I like that we've kind of got themes or plans set up now for each class,  though I still have a hard time remembering a good few the pose names, especially their sanskrit names. Last Tuesday's class was fun since we got to try and practice a bunch of different poses. I don't think I actually mind the handstand too much, it's just that I have problems getting myself upright into position.
I was really glad I was able to make my butt reach the ground between my legs on Tuesday as well, since I honestly didn't think I would be able to do it.
For some reason, lately, the top of my back or spine (particularly the right side, I guess) is starting to hurt, though usually it's only in the morning after I wake up. I'm not sure if I caused it or am still doing something to cause it, but I think it helps sometimes when I stretch it out a little and move it around. I'm feeling it right now, actually. Nothing else has been complaining, though! Yoga has actually made me feel a little better in general.
It's weird knowing we only have a few weeks of class left. This semester has gone by really fast...

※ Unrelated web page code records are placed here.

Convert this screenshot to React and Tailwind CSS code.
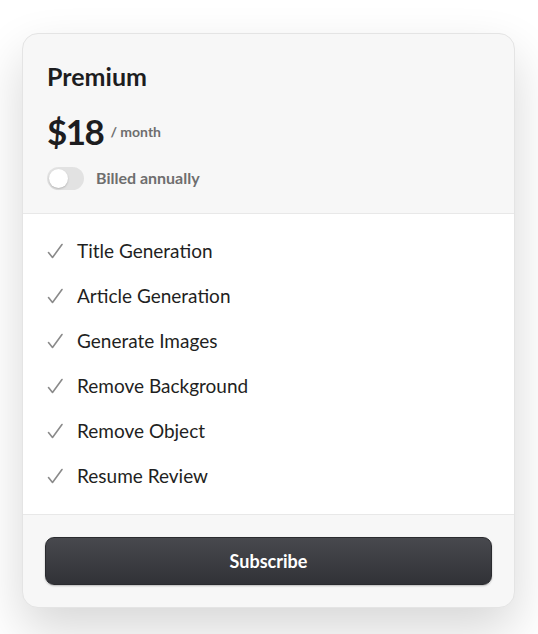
import React from "react";

const features = [
  "Title Generation",
  "Article Generation",
  "Generate Images",
  "Remove Background",
  "Remove Object",
  "Resume Review",
];

function Check() {
  return (
    <svg width="17" height="17" viewBox="0 0 17 17" fill="none" className="shrink-0">
      <path d="M1.5 9.5 L5.5 14.5 L15 1.5" stroke="#8a8a8a" strokeWidth="1.6" strokeLinecap="round" strokeLinejoin="round" />
    </svg>
  );
}

export default function App() {
  return (
    <div className="min-h-[634px] w-[538px] bg-white pt-[33px] pl-[22px]" style={{ fontFamily: "Lato, 'Noto Sans', sans-serif" }}>
      <div className="w-[493px] overflow-hidden rounded-[16px] border border-[#e4e4e4] bg-[#f7f7f7] shadow-[0_22px_50px_rgba(0,0,0,0.16)]">
        <div className="px-6 pt-[26px] pb-[23px]">
          <div className="text-[25px] font-bold leading-[32px] text-[#1d1d1f]">Premium</div>
          <div className="mt-[17px] flex items-center gap-[7px]">
            <span className="text-[35px] font-bold leading-[44px] tracking-[-1.5px] text-[#1d1d1f]">$18</span>
            <span className="text-[14px] font-bold text-[#6e6e6e]">/ month</span>
          </div>
          <div className="mt-[13px] flex items-center gap-3">
            <div className="flex h-[23px] w-[37px] items-center rounded-full bg-[#e2e2e2] px-[2px]">
              <div className="h-[19px] w-[19px] rounded-full bg-white shadow-[0_1px_2px_rgba(0,0,0,0.2)]" />
            </div>
            <span className="text-[16px] font-bold text-[#6e6e6e]">Billed annually</span>
          </div>
        </div>
        <div className="border-y border-[#e8e8e8] bg-white px-6 py-[15px]">
          {features.map((f) => (
            <div key={f} className="flex h-[45px] items-center gap-[13px]">
              <Check />
              <span className="text-[19px] text-[#1f1f22]">{f}</span>
            </div>
          ))}
        </div>
        <div className="px-[22px] pt-[22px] pb-[22px]">
          <button className="flex h-[48px] w-full items-center justify-center rounded-[9px] border border-[#2a2b2f] bg-gradient-to-b from-[#48494e] to-[#313237] text-[18px] font-bold text-white shadow-[0_1px_2px_rgba(0,0,0,0.25)]">
            Subscribe
          </button>
        </div>
      </div>
    </div>
  );
}
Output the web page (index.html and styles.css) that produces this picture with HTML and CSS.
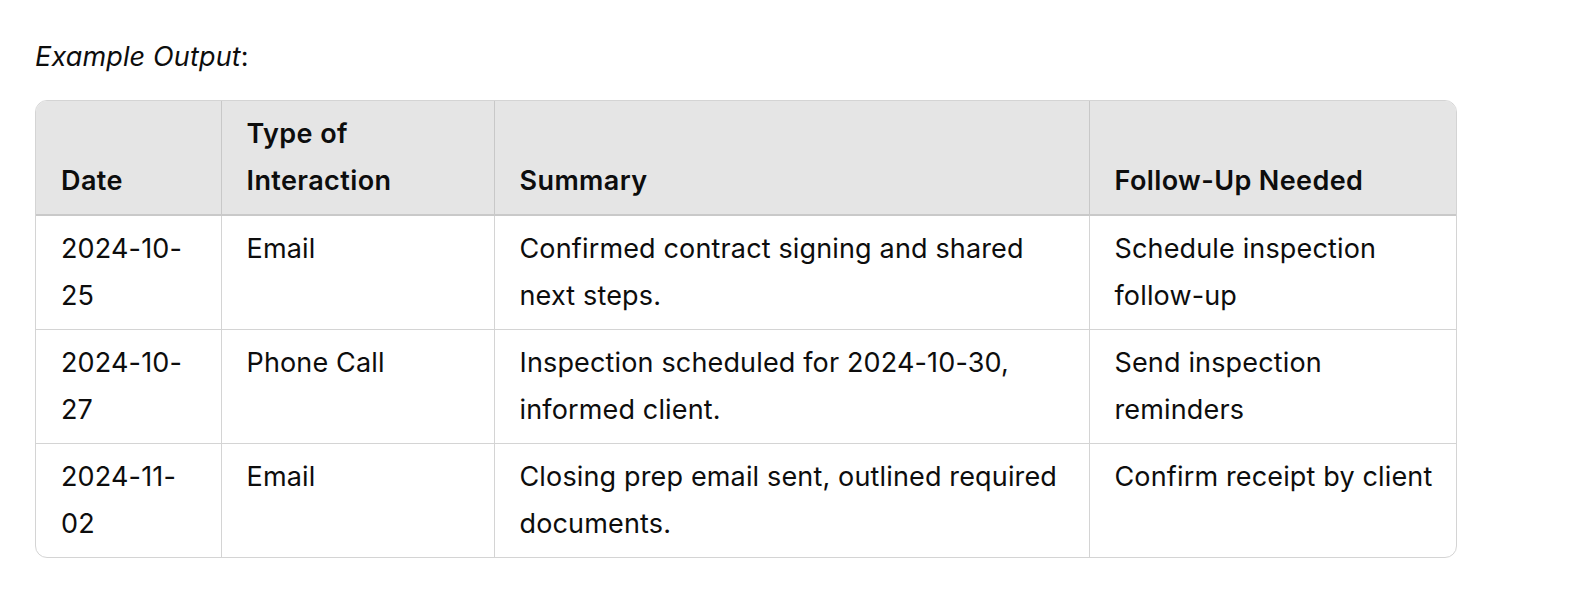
FILE: index.html
```html
<!DOCTYPE html>
<html lang="en">
<head>
<meta charset="utf-8">
<title>Example Output</title>
<link rel="stylesheet" href="styles.css">
</head>
<body>
<div class="page">
  <p class="intro"><em>Example Output</em>:</p>
  <div class="table-wrap">
    <table class="log">
      <colgroup>
        <col class="c-date">
        <col class="c-type">
        <col class="c-summary">
        <col class="c-follow">
      </colgroup>
      <thead>
        <tr>
          <th>Date</th>
          <th>Type of Interaction</th>
          <th>Summary</th>
          <th>Follow-Up Needed</th>
        </tr>
      </thead>
      <tbody>
        <tr>
          <td>2024-10-25</td>
          <td>Email</td>
          <td>Confirmed contract signing and shared next steps.</td>
          <td>Schedule inspection follow-up</td>
        </tr>
        <tr>
          <td>2024-10-27</td>
          <td>Phone Call</td>
          <td>Inspection scheduled for 2024-10-30, informed client.</td>
          <td>Send inspection reminders</td>
        </tr>
        <tr>
          <td>2024-11-02</td>
          <td>Email</td>
          <td>Closing prep email sent, outlined required documents.</td>
          <td>Confirm receipt by client</td>
        </tr>
      </tbody>
    </table>
  </div>
</div>
</body>
</html>
```

FILE: styles.css
```css
* { box-sizing: border-box; }
html, body {
  margin: 0;
  padding: 0;
  background: #ffffff;
}
body {
  font-family: Inter, "Noto Sans", "Liberation Sans", sans-serif;
  font-size: 27px;
  line-height: 47px;
  letter-spacing: 0.15px;
  color: #0d0d0d;
}
.page {
  padding: 33px 0 0 35px;
}
.intro {
  margin: 0 0 20px 0;
}
.intro em {
  font-style: italic;
}
.table-wrap {
  width: 1422px;
  border: 1px solid #d4d4d4;
  border-radius: 12px;
  overflow: hidden;
}
.log {
  width: 100%;
  border-collapse: collapse;
  table-layout: fixed;
}
.c-date { width: 185px; }
.c-type { width: 273px; }
.c-summary { width: 595px; }
.c-follow { width: auto; }
.log th,
.log td {
  text-align: left;
  padding: 9px 20px 10px 25px;
  border-left: 1px solid #d4d4d4;
  border-top: 1px solid #d4d4d4;
}
.log th:first-child,
.log td:first-child { border-left: none; }
.log thead th {
  border-top: none;
  background: #e5e5e5;
  font-weight: 600;
  letter-spacing: 0.4px;
  vertical-align: bottom;
  border-left-color: #c8c8c8;
  border-bottom: 2px solid #c9c9c9;
}
.log td {
  vertical-align: top;
  font-weight: 400;
}
.log tbody tr:first-child td { border-top: none; }
```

I'm definitely going to keep up with yoga after this, since I like what it has done for me so far. Hopefully I can get a bolster sometime soon, too.

Outside of Class


Nothing too exciting or noteworthy is happening outside of class. Like I suspected the last blog or two, I haven't have nearly as much time as I usually do because of exams and essays, though there was one day this past weekend where I just took an entire day off from everything and relaxed. I slept in late, ate whatever I wanted, and actually took time in the late afternoon to do some yoga poses since I figured that day was as good as any.
I wasn't really sure what to do, so I just went with practicing some of the balance poses some more, the warrior poses, and than I watched the yin yoga video from earlier this semester. I liked it the first time, and I still liked it the second time. It's about an hour long and goes at a nice leisurely pace that I can easily keep up with. Some of the poses are a bit hard to hold and endure for several minutes, but it's still nice. I still find it interesting that the instructor tells people to roll over onto their left side and get up at the end, since that is the "yin" side, especially since I'm so used to always rolling over to my right.
Luckily I'm in between busy weeks right now so I'll have more time for other things like yoga practice. The weather has been really nice lately, too, so I've been able to go outside and enjoy myself more.